En outre, L’ Agence Nationale de Sécurité du Médicament et des produits de santé (ANSM), qui est une agence française ayant pour mission principale d’évaluer les risques sanitaires présentés par les médicaments et produits de santé destinés à l'être humain, donne des détails sur les composants du vaccin Jynneos, un des vaccins utilisés en RDC pour lutter contre la Mpox.
« Une dose de 0,5 ml d’Imvanex ou de Jynneos contient le virus vivant modifié de la vaccine Ankara – Bavarian Nordic : - au minimum 5 x 107 Unités infectantes (produit sur des cellules d’embryons de poulet) - excipients : trométamol, chlorure de sodium, eau pour préparations injectables. Le trométamol (TRIS, 10 mM) rentre dans la composition de nombreux autres vaccins (Encepur, Nimenrix, Hexyon, M-M-RVAXPRO, Comirnaty etc.). Ces deux vaccins contiennent des traces résiduelles de protéines de poulet, benzonase et gentamicine », précise un document PDF de l’ANSM sur les vaccins contre le Mpox. Les feuilles de manioc ne figurent pas parmi les composants
Le MVA-BN, un autre vaccin recommandé et utilisé en RDC contre le mpox, reprend presque les mêmes composants que celui précité, mais aucune mention des feuilles de manioc non plus dans les composants, tel que le souligne cet article du ministère de la santé canadien.
Efficacité de la vaccination
L'affirmation selon laquelle la vaccination contre la Mpox n'est pas nécessaire est infondée.
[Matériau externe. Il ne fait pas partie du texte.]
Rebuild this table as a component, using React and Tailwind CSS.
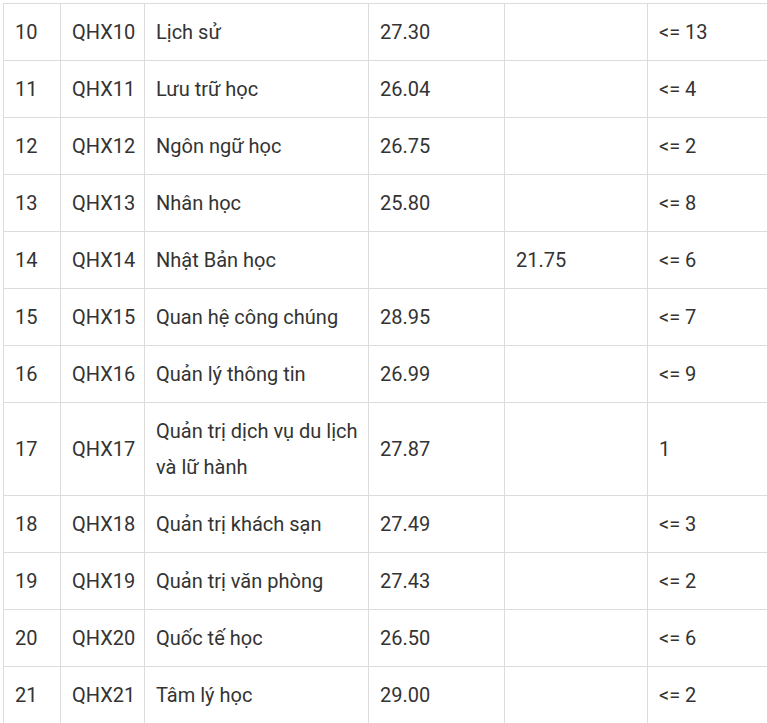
import React from 'react';

const rows = [
  ['10', 'QHX10', 'Lịch sử', '27.30', '', '<= 13'],
  ['11', 'QHX11', 'Lưu trữ học', '26.04', '', '<= 4'],
  ['12', 'QHX12', 'Ngôn ngữ học', '26.75', '', '<= 2'],
  ['13', 'QHX13', 'Nhân học', '25.80', '', '<= 8'],
  ['14', 'QHX14', 'Nhật Bản học', '', '21.75', '<= 6'],
  ['15', 'QHX15', 'Quan hệ công chúng', '28.95', '', '<= 7'],
  ['16', 'QHX16', 'Quản lý thông tin', '26.99', '', '<= 9'],
  ['17', 'QHX17', 'Quản trị dịch vụ du lịch và lữ hành', '27.87', '', '1'],
  ['18', 'QHX18', 'Quản trị khách sạn', '27.49', '', '<= 3'],
  ['19', 'QHX19', 'Quản trị văn phòng', '27.43', '', '<= 2'],
  ['20', 'QHX20', 'Quốc tế học', '26.50', '', '<= 6'],
  ['21', 'QHX21', 'Tâm lý học', '29.00', '', '<= 2'],
];

const App = () => {
  return (
    <div className="w-[767px] h-[723px] overflow-hidden bg-white pl-[3px] pt-[3px]">
      <table
        className="table-fixed border-collapse w-[800px] text-[20px] leading-[36px] text-[#333333]"
        style={{ fontFamily: 'Roboto, "Liberation Sans", sans-serif' }}
      >
        <colgroup>
          <col className="w-[57px]" />
          <col className="w-[84px]" />
          <col className="w-[224px]" />
          <col className="w-[136px]" />
          <col className="w-[143px]" />
          <col className="w-[156px]" />
        </colgroup>
        <tbody>
          {rows.map((r) => (
            <tr key={r[0]}>
              {r.map((c, i) => (
                <td
                  key={i}
                  className="border border-[#dcdcdc] pl-[11px] pr-[8px] py-[10px] align-middle"
                >
                  {c}
                </td>
              ))}
            </tr>
          ))}
        </tbody>
      </table>
    </div>
  );
};

export default App;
Les vaccins disponibles ont démontré leur efficacité pour prévenir l'infection et réduire la gravité des symptômes. Selon l'OMS, la vaccination est un moyen clé pour contrôler la propagation du virus.
«Il existe des vaccins recommandés par l’OMS contre la mpox. De nombreuses années de recherche ont conduit à la mise au point de vaccins plus récents et plus sûrs contre la variole, maladie qui a été éradiquée. L’utilisation de certains de ces vaccins contre la mpox a été approuvée dans plusieurs pays.
À l’heure actuelle, l’OMS recommande l’utilisation des vaccins MVA-BN ou LC16 », renseigne cette instance sanitaire.
Taux de mortalité
Contrairement à l'affirmation selon laquelle les personnes atteintes ne meurent pas de la Mpox, Abdel Aziz Harouna, déjà cité plus haut, indique que la Mpox peut entraîner des complications graves, et dans certains cas la mort si la personne contaminée n'est pas prise en charge.
« Actuellement le taux de mortalité est faible mais cela ne dit pas qu'il n'y a pas de décès, il y a bel et bien des décès qui sont repérés, c'est pour quoi lorsque quelqu'un présente des signes de la maladie la meilleure des choses à faire c'est de se présenter rapidement à l'hôpital pour des soins appropriés », préconise-t-il.
Selon l’agence des nations unies pour la santé, 0,1 % et 10 % des personnes infectées par la Mpox sont décédées. Bien que le taux de mortalité reste en dessous de 4%, 537 décès liés à la Mpox ont été signalés depuis le début de l’année en RDC. Ce qui veut dire que la Mpox peut conduire à la mort.
Conclusion
Les affirmations selon lesquelles l'eau froide et les feuilles de manioc pourraient guérir cette maladie ne reposent sur aucune preuve avérée. La Mpox, bien que généralement moins mortelle que d'autres maladies infectieuses, peut entraîner des complications graves et des décès, surtout en l'absence de soins appropriés, tel que l'a indiqué Abdel Aziz Harouna, cadre de la MSF. La vaccination reste un moyen essentiel pour prévenir l'infection et réduire la gravité des symptômes, tel que le recommandent l'OMS et d'autres instances sanitaires crédibles.
La propagation de cette information peut créer des confusions au sein des populations, qui ne pourront plus se rendre à l’hôpital pour des soins appropriés, De plus, elle pourra entraver les efforts visant à éradiquer cette maladie, qui est bien présente dans les communautés congolaises et qui présente des dégâts potentiels au sein de celles-ci.